A couple of years ago there was a news report about the dropout and truancy rates in Nunavut. Dropout rates in the territory are high, a lot of kids just stop going to school. And in this story, if I’m remembering it right, it was in this story that I heard someone point out the fact that many of these kids have decades-old textbooks. Or it might have been about the school at Attawapiskat that was falling down around the students while making them sick.

And in the midst of one of these conversations, someone said to a reporter that if we don’t demonstrate to these kids that their education is important to us then it won’t be important to them.

This occurred to me as I sat at the Senate Liberals’ open caucus this week. The topic of the day was youth engagement. They were specifically focused on volunteerism, but I tend to focus more on youth engagement in politics.
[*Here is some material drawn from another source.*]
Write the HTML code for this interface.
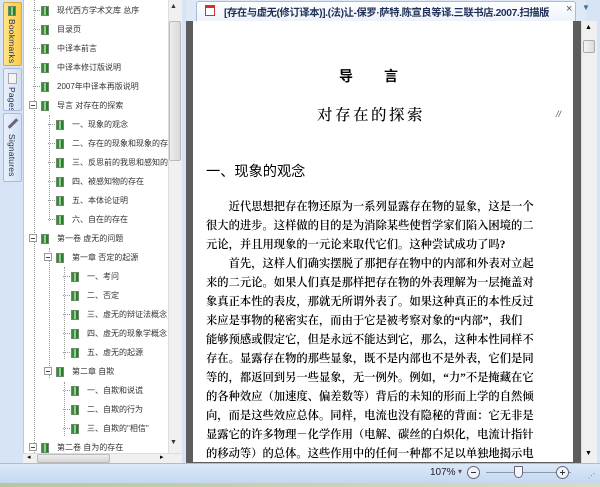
<!DOCTYPE html>
<html><head><meta charset="utf-8">
<style>
*{margin:0;padding:0;box-sizing:border-box}
body{width:600px;height:487px;overflow:hidden;background:#d6e4f5;font-family:"Liberation Sans","Noto Sans CJK SC",sans-serif;position:relative}
.abs{position:absolute}
.vt{position:absolute;left:3px;width:19px;border:1px solid #a9bdd8;border-radius:2px;background:linear-gradient(90deg,#e8f0fb,#d3e1f3);overflow:hidden}
.vt span{position:absolute;left:3px;writing-mode:vertical-rl;font-size:8.5px;color:#1e2f4a;letter-spacing:.2px}
.panel{left:23px;top:0;width:145px;height:453px;background:#fff;overflow:hidden;border-left:1px solid #b8c8dc}
.row{position:absolute;height:19px;font-size:8px;color:#333;white-space:nowrap;line-height:19px}
.ic{position:absolute;top:5px;width:8px;height:10px;background:linear-gradient(90deg,#3a8a3a 0 35%,#8fd08f 35% 70%,#2f7a2f 70%);border:1px solid #6a8a6a}
.ln{position:absolute;border-top:1px dotted #999;width:9px;top:9px}
.vl{position:absolute;border-left:1px dotted #999}
.mb{position:absolute;top:5px;width:8px;height:8px;border:1px solid #999;background:#fff}
.mb:after{content:"";position:absolute;left:1px;top:3px;width:4px;height:1px;background:#444}
.pg{position:absolute;left:193px;top:21px;width:380px;height:441px;background:#fff;overflow:hidden;font-family:"Liberation Serif","Noto Serif CJK SC",serif;color:#000}
.p{position:absolute;left:13px;font-size:11.3px;letter-spacing:0;white-space:nowrap;line-height:19px;font-weight:600}
</style></head><body>
<div class="vt" style="top:2px;height:64px;background:linear-gradient(90deg,#ffe48a,#fcc94a);border-color:#d9a93a"><div class="ic" style="left:4px;top:3px"></div><span style="top:16px">Bookmarks</span></div>
<div class="vt" style="top:68px;height:43px"><div style="position:absolute;left:4px;top:4px;width:9px;height:11px;border:1px solid #aaa;background:#f4f4f4"></div><span style="top:18px">Pages</span></div>
<div class="vt" style="top:113px;height:69px"><div style="position:absolute;left:3px;top:8px;width:12px;height:3px;background:#667;transform:rotate(-45deg)"></div><span style="top:20px">Signatures</span></div>

<div class="abs panel">
<div class="vl" style="left:10px;top:0;height:453px"></div>
<div class="vl" style="left:25px;top:115px;height:106px"></div>
<div class="vl" style="left:25px;top:248px;height:130px"></div>
<div class="vl" style="left:40px;top:267px;height:92px"></div>
<div class="vl" style="left:40px;top:382px;height:54px"></div>
</div>

<div class="abs" style="left:0;top:0;width:168px;height:453px;overflow:hidden">
<div class="row" style="top:1px;left:33px"><div class="ln" style="left:0"></div><div class="ic" style="left:8px"></div><span style="position:absolute;left:24px">现代西方学术文库 总序</span></div>
<div class="row" style="top:20px;left:33px"><div class="ln" style="left:0"></div><div class="ic" style="left:8px"></div><span style="position:absolute;left:24px">目录页</span></div>
<div class="row" style="top:39px;left:33px"><div class="ln" style="left:0"></div><div class="ic" style="left:8px"></div><span style="position:absolute;left:24px">中译本前言</span></div>
<div class="row" style="top:58px;left:33px"><div class="ln" style="left:0"></div><div class="ic" style="left:8px"></div><span style="position:absolute;left:24px">中译本修订版说明</span></div>
<div class="row" style="top:77px;left:33px"><div class="ln" style="left:0"></div><div class="ic" style="left:8px"></div><span style="position:absolute;left:24px">2007年中译本再版说明</span></div>
<div class="row" style="top:96px;left:29px;width:140px"><div class="mb" style="left:0"></div><div class="ic" style="left:12px"></div><span style="position:absolute;left:28px">导言 对存在的探索</span></div>
<div class="row" style="top:115px;left:48px"><div class="ln" style="left:0"></div><div class="ic" style="left:8px"></div><span style="position:absolute;left:24px">一、现象的观念</span></div>
<div class="row" style="top:134px;left:48px"><div class="ln" style="left:0"></div><div class="ic" style="left:8px"></div><span style="position:absolute;left:24px">二、存在的现象和现象的存在</span></div>
<div class="row" style="top:153px;left:48px"><div class="ln" style="left:0"></div><div class="ic" style="left:8px"></div><span style="position:absolute;left:24px">三、反思前的我思和感知的存在</span></div>
<div class="row" style="top:172px;left:48px"><div class="ln" style="left:0"></div><div class="ic" style="left:8px"></div><span style="position:absolute;left:24px">四、被感知物的存在</span></div>
<div class="row" style="top:191px;left:48px"><div class="ln" style="left:0"></div><div class="ic" style="left:8px"></div><span style="position:absolute;left:24px">五、本体论证明</span></div>
<div class="row" style="top:210px;left:48px"><div class="ln" style="left:0"></div><div class="ic" style="left:8px"></div><span style="position:absolute;left:24px">六、自在的存在</span></div>
<div class="row" style="top:229px;left:29px;width:140px"><div class="mb" style="left:0"></div><div class="ic" style="left:12px"></div><span style="position:absolute;left:28px">第一卷 虚无的问题</span></div>
<div class="row" style="top:248px;left:44px;width:130px"><div class="mb" style="left:0"></div><div class="ic" style="left:12px"></div><span style="position:absolute;left:28px">第一章 否定的起源</span></div>
<div class="row" style="top:267px;left:63px"><div class="ln" style="left:0"></div><div class="ic" style="left:8px"></div><span style="position:absolute;left:24px">一、考问</span></div>
<div class="row" style="top:286px;left:63px"><div class="ln" style="left:0"></div><div class="ic" style="left:8px"></div><span style="position:absolute;left:24px">二、否定</span></div>
<div class="row" style="top:305px;left:63px"><div class="ln" style="left:0"></div><div class="ic" style="left:8px"></div><span style="position:absolute;left:24px">三、虚无的辩证法概念</span></div>
<div class="row" style="top:324px;left:63px"><div class="ln" style="left:0"></div><div class="ic" style="left:8px"></div><span style="position:absolute;left:24px">四、虚无的现象学概念</span></div>
<div class="row" style="top:343px;left:63px"><div class="ln" style="left:0"></div><div class="ic" style="left:8px"></div><span style="position:absolute;left:24px">五、虚无的起源</span></div>
<div class="row" style="top:362px;left:44px;width:130px"><div class="mb" style="left:0"></div><div class="ic" style="left:12px"></div><span style="position:absolute;left:28px">第二章 自欺</span></div>
<div class="row" style="top:381px;left:63px"><div class="ln" style="left:0"></div><div class="ic" style="left:8px"></div><span style="position:absolute;left:24px">一、自欺和说谎</span></div>
<div class="row" style="top:400px;left:63px"><div class="ln" style="left:0"></div><div class="ic" style="left:8px"></div><span style="position:absolute;left:24px">二、自欺的行为</span></div>
<div class="row" style="top:419px;left:63px"><div class="ln" style="left:0"></div><div class="ic" style="left:8px"></div><span style="position:absolute;left:24px">三、自欺的"相信"</span></div>
<div class="row" style="top:438px;left:29px;width:140px"><div class="mb" style="left:0"></div><div class="ic" style="left:12px"></div><span style="position:absolute;left:28px">第二卷 自为的存在</span></div>
</div>

<div class="abs" style="left:168px;top:0;width:14px;height:453px;background:#f0f0f0;border-left:1px solid #ddd"></div>
<div class="abs" style="left:170px;top:3px;font-size:7px;color:#333">▲</div>
<div class="abs" style="left:169px;top:21px;width:12px;height:140px;background:linear-gradient(90deg,#eee,#d8d8d8);border:1px solid #bbb;border-radius:2px"></div>
<div class="abs" style="left:170px;top:439px;font-size:7px;color:#333">▼</div>
<div class="abs" style="left:23px;top:453px;width:159px;height:11px;background:#f0f0f0;border-top:1px solid #ddd"></div>
<div class="abs" style="left:37px;top:454px;width:73px;height:9px;background:linear-gradient(#eee,#d4d4d4);border:1px solid #bbb;border-radius:2px"></div>
<div class="abs" style="left:27px;top:453px;font-size:7px">◂</div>
<div class="abs" style="left:160px;top:453px;font-size:7px">▸</div>

<div class="abs" style="left:186px;top:0;width:400px;height:21px;background:#dfe9f6"></div>
<div class="abs" style="left:196px;top:1px;width:380px;height:20px;background:linear-gradient(#fdfeff,#eef3fa);border:1px solid #a8bbd4;border-bottom:none;border-radius:3px 3px 0 0"></div>
<div class="abs" style="left:205px;top:5px;width:10px;height:11px;background:#fff;border:1px solid #c33;border-top:3px solid #c33"></div>
<div class="abs" style="left:224px;top:4px;font-size:10.3px;font-weight:bold;color:#1f2f55;white-space:nowrap;letter-spacing:-.4px">[存在与虚无(修订译本)].(法)让-保罗·萨特.陈宣良等译.三联书店.2007.扫描版</div>
<div class="abs" style="left:566px;top:3px;font-size:11px;color:#555">×</div>
<div class="abs" style="left:582px;top:3px;font-size:8px;color:#3a6aa8">▼</div>

<div class="abs" style="left:186px;top:21px;width:395px;height:442px;background:#5d5d5d"></div>
<div class="pg">
<div class="abs" style="left:146px;top:47px;font-size:14px;font-weight:bold;font-family:'Noto Sans CJK SC',sans-serif;letter-spacing:31px;line-height:17px">导言</div>
<div class="abs" style="left:124px;top:85px;font-size:15.5px;letter-spacing:2.5px;line-height:19px;font-weight:500">对存在的探索</div>
<div class="abs" style="left:363px;top:88px;font-size:9px;font-style:italic">//</div>
<div class="abs" style="left:13px;top:141px;font-size:14.2px;font-family:'Noto Sans CJK SC',sans-serif;line-height:18px">一、现象的观念</div>
<div class="p" style="top:177px">　　近代思想把存在物还原为一系列显露存在物的显象，这是一个</div>
<div class="p" style="top:196px">很大的进步。这样做的目的是为消除某些使哲学家们陷入困境的二</div>
<div class="p" style="top:215px">元论，并且用现象的一元论来取代它们。这种尝试成功了吗?</div>
<div class="p" style="top:234px">　　首先，这样人们确实摆脱了那把存在物中的内部和外表对立起</div>
<div class="p" style="top:253px">来的二元论。如果人们真是那样把存在物的外表理解为一层掩盖对</div>
<div class="p" style="top:272px">象真正本性的表皮，那就无所谓外表了。如果这种真正的本性反过</div>
<div class="p" style="top:291px">来应是事物的秘密实在，而由于它是被考察对象的“内部”，我们</div>
<div class="p" style="top:310px">能够预感或假定它，但是永远不能达到它，那么，这种本性同样不</div>
<div class="p" style="top:329px">存在。显露存在物的那些显象，既不是内部也不是外表，它们是同</div>
<div class="p" style="top:348px">等的，都返回到另一些显象，无一例外。例如，“力”不是掩藏在它</div>
<div class="p" style="top:367px">的各种效应（加速度、偏差数等）背后的未知的形而上学的自然倾</div>
<div class="p" style="top:386px">向，而是这些效应总体。同样，电流也没有隐秘的背面：它无非是</div>
<div class="p" style="top:405px">显露它的许多物理－化学作用（电解、碳丝的白炽化，电流计指针</div>
<div class="p" style="top:424px">的移动等）的总体。这些作用中的任何一种都不足以单独地揭示电</div>
</div>
<div class="abs" style="left:581px;top:21px;width:16px;height:442px;background:#f0f0f0;border-left:1px solid #ddd"></div>
<div class="abs" style="left:585px;top:24px;font-size:7px">▲</div>
<div class="abs" style="left:583px;top:40px;width:12px;height:13px;background:linear-gradient(90deg,#f4f4f4,#dcdcdc);border:1px solid #aaa;border-radius:2px"></div>
<div class="abs" style="left:585px;top:450px;font-size:7px">▼</div>

<div class="abs" style="left:0;top:463px;width:600px;height:20px;background:linear-gradient(#dbe8f7,#c5d8ef);border-top:1px solid #a9bdd8"></div>
<div class="abs" style="left:0;top:483px;width:600px;height:4px;background:linear-gradient(90deg,#b8c6a0,#d8dcc8)"></div>
<div class="abs" style="left:430px;top:467px;font-size:10px;color:#223">107%</div>
<div class="abs" style="left:458px;top:467px;font-size:8px;color:#556">▾</div>
<div class="abs" style="left:467px;top:466px;width:13px;height:13px;border:1px solid #667;border-radius:50%;background:#eef4fb"><div style="position:absolute;left:3px;top:5px;width:5px;height:1px;background:#333"></div></div>
<div class="abs" style="left:486px;top:472px;width:85px;height:1px;background:#8898b0"></div>
<div class="abs" style="left:514px;top:466px;width:9px;height:12px;background:#f4f8fd;border:1px solid #667;border-radius:1px 1px 5px 5px"></div>
<div class="abs" style="left:556px;top:466px;width:13px;height:13px;border:1px solid #667;border-radius:50%;background:#eef4fb"><div style="position:absolute;left:3px;top:5px;width:5px;height:1px;background:#333"></div><div style="position:absolute;left:5px;top:3px;width:1px;height:5px;background:#333"></div></div>
<div class="abs" style="left:588px;top:472px;font-size:7px;color:#667">⋰</div>
</body></html>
And I think the idea transfers easily: If we don’t demonstrate that politics are important, then young people will turn away.

I once took a class on women in politics, and the professor went around the room asking each of us what made us interested in civics. Without fail, everyone in the room mentioned their mother’s interest and involvement. Every person.

I grew up in a household that never shied away from politics. Both my parents worked on Parliament Hill, both talked about the news on a regular basis. Though I went to journalism school with the desire to become a sports reporter, I often wonder if I missed a calling as a political journalist. When I decided to go back to school and get my degree I chose political science because that program had the most courses that sounded interesting, and when it was time to choose whether to specialize, I chose Canadian politics.

I care about Canada’s politics. I care enough to have devoted years of my life to it. Sometimes working 16 hour days for weeks at a time. I dedicated five years to earning degrees so I could do politics better. Understand things more clearly. I have worked with great people and learned a lot.

And as I step back to look at things now, it feels like the people playing the game are trying to demonstrate how mean and petty it can be – and turning young people off in the process.

Grown men hurling insults at each other, acting as though there are grey areas when things are black and white and black and white when things are grey. Telling lies, refusing to answer questions, pretending that their way is the only way.

Grown adults who try to shame and shout down young people for fighting for what they believe to be right.

I had a classmate during my Masters who had apparently been afraid to meet the rest of us because she believed that with that many people in a room with different political beliefs it would be like a bad political panel all the time. But the fact is that the disagreements on political panels is mostly for the camera.

Young people come in to politics believing that they have to fight and bully because their side is the right side. They believe this because nobody has demonstrated civil debate for them. They only see the show side of what happens, and so they believe that to be the way things are done. And so they do things that way and the drama continues for another generation.

Politicians of different political stripes talk to each other like human beings sometimes. Staffers cooperate. The Hill is full of people who are passionate about what they’re doing – and who have an understanding that the folks across the aisle are passionate about it too.

I want young people to see that. I don’t want to take them to see Question Period and be embarrassed about the childish display they see there. I want them to watch politics and see how much it matters. I want partisans to disagree with partisans without talking points or catch phrases.

It feels, right now, that there is a movement afoot. It feels as though young people are getting it. But I hope that they understand that without them things won’t change, and the system is what it is until they bring it.